Complex String Sorting
For case-insensitive or locale-specific sorting:
# Case-insensitive department sorting
df.orderBy(upper("department"), desc("salary")).show()
# You can also use lower() for the same effect
from pyspark.sql.functions import lower
df.orderBy(lower("name")).show()
Performance Considerations
Sorting in PySpark triggers a full shuffle—data from all partitions gets redistributed across the cluster. This is expensive. Here’s what you need to know:
Global vs. Partition-Level Sorting
If you only need data sorted within each partition (not globally), use sortWithinPartitions(). This avoids the shuffle and runs much faster:
# Global sort - expensive, shuffles all data
df.orderBy("salary").show()
# Partition-level sort - much faster, no shuffle
df.sortWithinPartitions("salary").show()
Use sortWithinPartitions() when:
- You’re writing data to partitioned storage and want each file sorted
- You’re performing partition-wise operations that benefit from local ordering
- You don’t need global ordering across the entire dataset
Repartitioning Strategy
Sometimes repartitioning before sorting can improve performance, especially if your data is heavily skewed:
# Repartition by department before sorting
df.repartition("department").orderBy("department", desc("salary")).show()
# Control partition count
df.repartition(10).orderBy("salary").show()
However, repartitioning also causes a shuffle, so test both approaches with your data to see which performs better.
When to Avoid Sorting
Don’t sort unless you need to. Consider these alternatives:
- For top-N queries, consider sampling or approximate methods for very large datasets
- For grouped aggregations, you don’t need to sort first—
groupBy()handles it - For joins, PySpark optimizes internally—pre-sorting rarely helps
Common Use Cases and Best Practices
Finding Top-N Records
Combine sorting with limit() for top-N queries:
# Top 3 highest salaries
df.orderBy(desc("salary")).limit(3).show()
# Top 2 earners per department using window functions
from pyspark.sql.window import Window
from pyspark.sql.functions import row_number
window_spec = Window.partitionBy("department").orderBy(desc("salary"))
df.withColumn("rank", row_number().over(window_spec)) \
.filter(col("rank") <= 2) \
.drop("rank") \
.show()
Ranking with Window Functions
Window functions often require ordering. The sorting happens within the window specification:
from pyspark.sql.functions import rank, dense_rank
window_spec = Window.partitionBy("department").orderBy(desc("salary"))

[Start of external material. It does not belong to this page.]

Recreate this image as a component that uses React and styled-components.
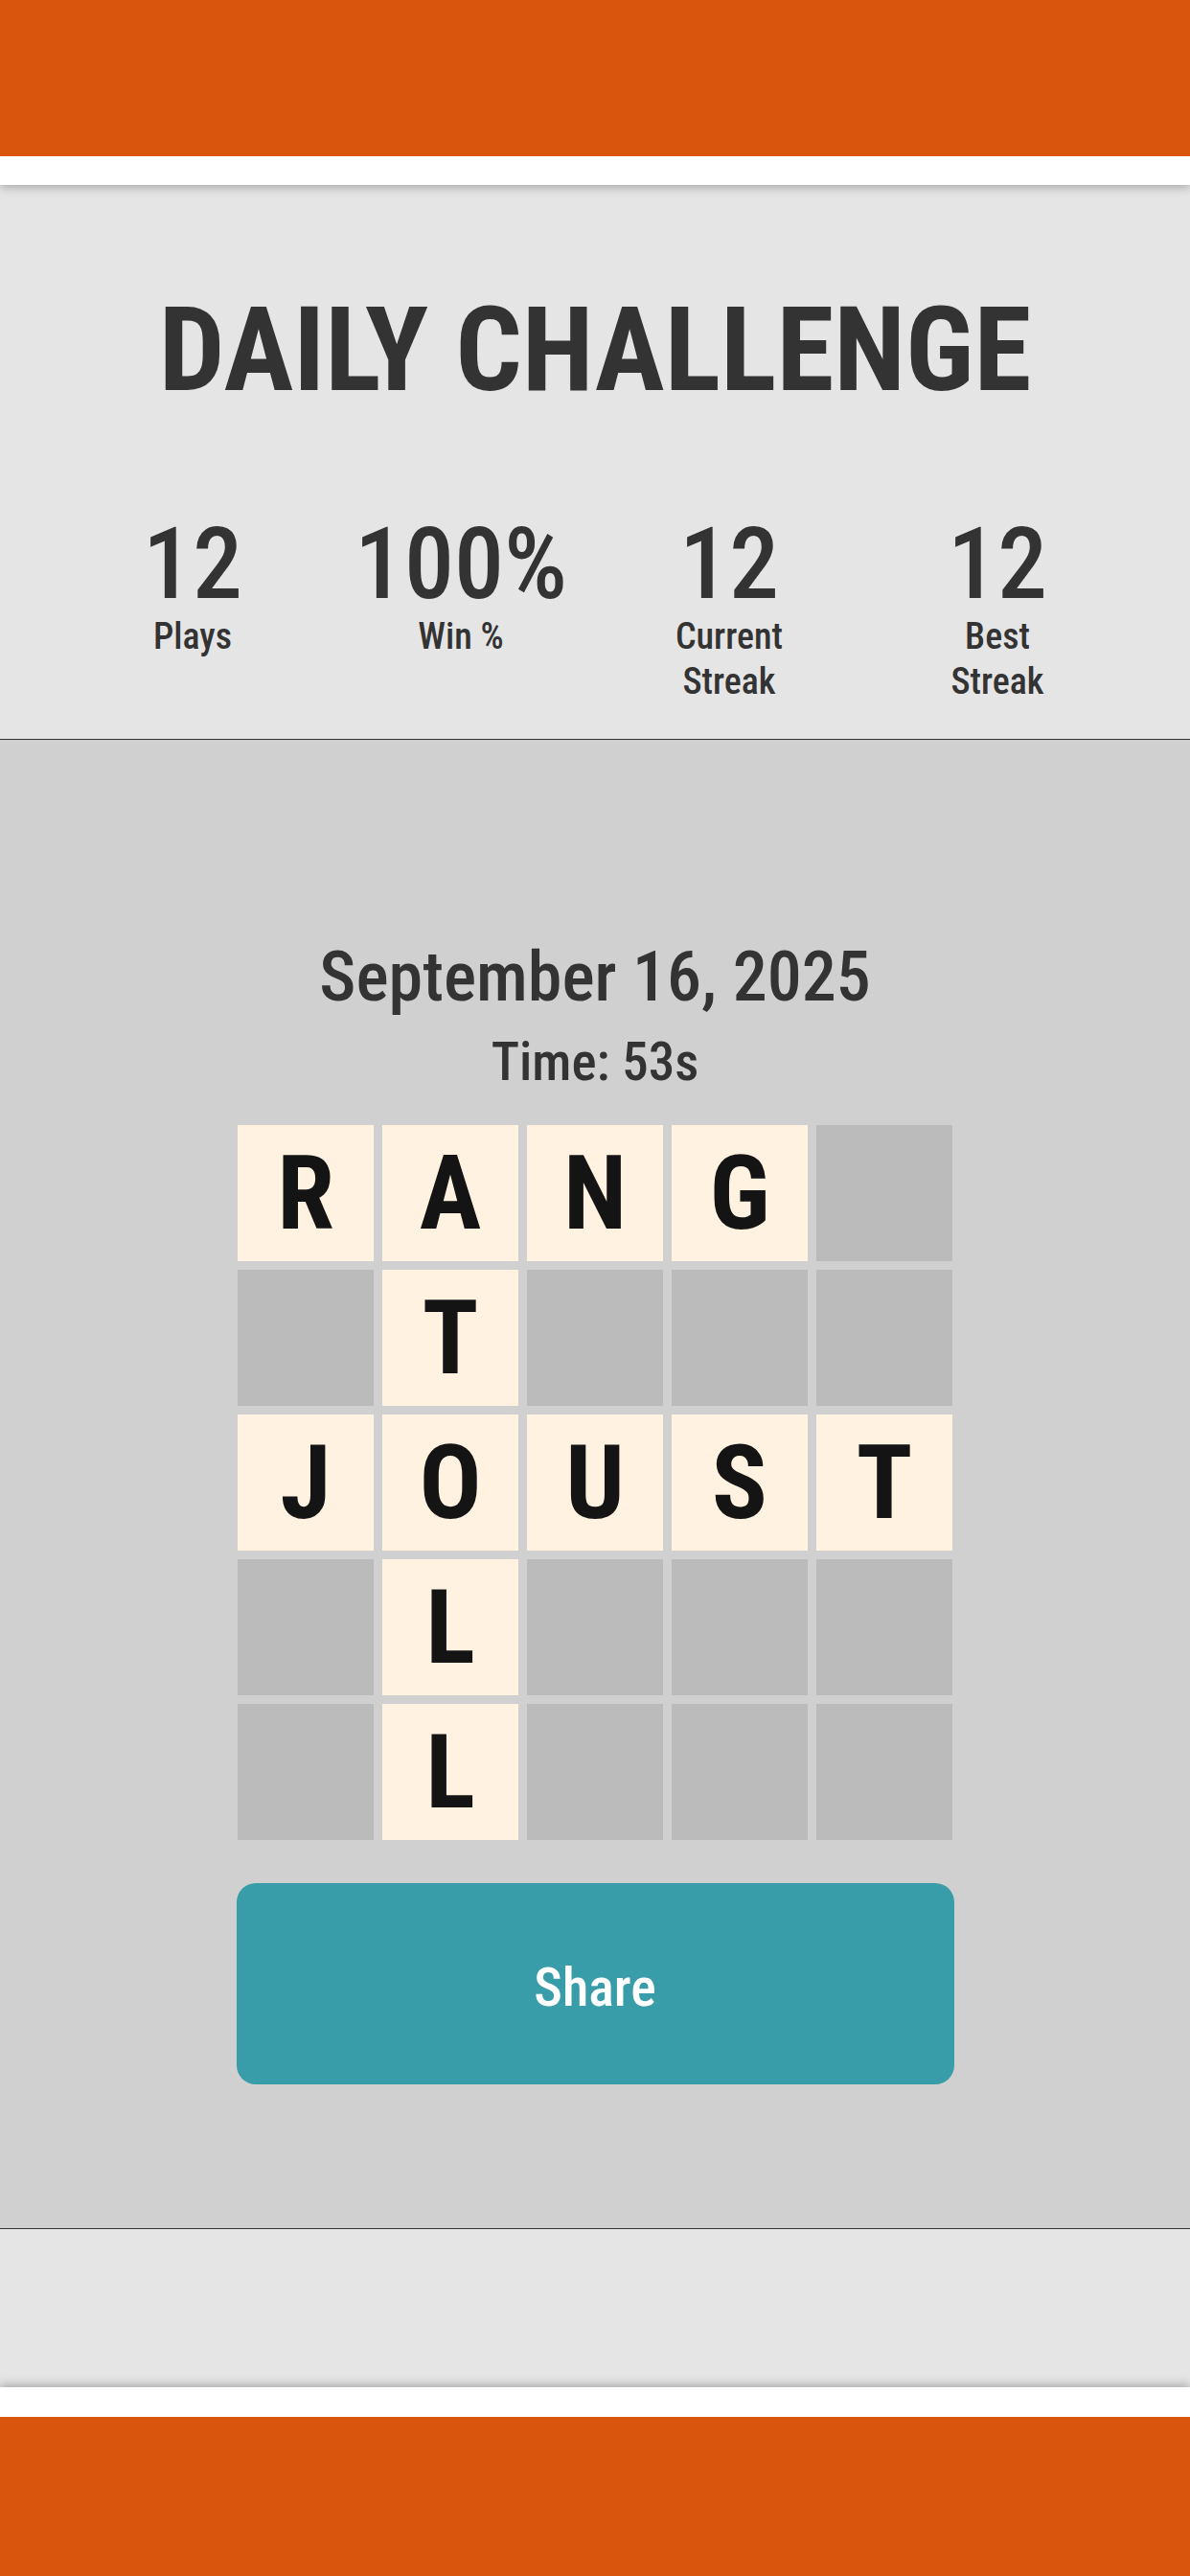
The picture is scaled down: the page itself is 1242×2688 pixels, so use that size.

df.withColumn("rank", rank().over(window_spec)) \
.withColumn("dense_rank", dense_rank().over(window_spec)) \
.orderBy("department", "rank") \
.show()
Chaining Operations
Sorting integrates cleanly with other DataFrame operations:
# Filter, sort, and select in one pipeline
result = df.filter(col("salary").isNotNull()) \
.orderBy("department", desc("salary")) \
.select("name", "department", "salary")
result.show()
# Complex pipeline with transformations
from pyspark.sql.functions import round
df.filter(col("department").isin(["Engineering", "Sales"])) \
.withColumn("salary_k", round(col("salary") / 1000, 1)) \
.orderBy(desc("salary_k"), "name") \
.show()
Best Practices Summary
-
Minimize sorting operations: Each sort triggers a shuffle. Cache the result if you’ll use it multiple times.
-
Use
sortWithinPartitions()when possible: If global ordering isn’t required, this saves significant resources. -
Sort late in your pipeline: Filter and select columns before sorting to reduce the data volume being shuffled.
-
Be explicit about null handling: Don’t rely on default behavior—use
asc_nulls_first()ordesc_nulls_last()to make your intentions clear. -
Consider alternatives: For simple aggregations or top-N queries on massive datasets, explore approximate methods or sampling.
Sorting is powerful but expensive in distributed systems. Use it deliberately, understand its performance implications, and choose the right sorting method for your use case. When you need global ordering, orderBy() and sort() deliver consistent, reliable results. When partition-level ordering suffices, sortWithinPartitions() provides a faster alternative. Match your sorting strategy to your analytical needs, and your PySpark applications will run efficiently at scale.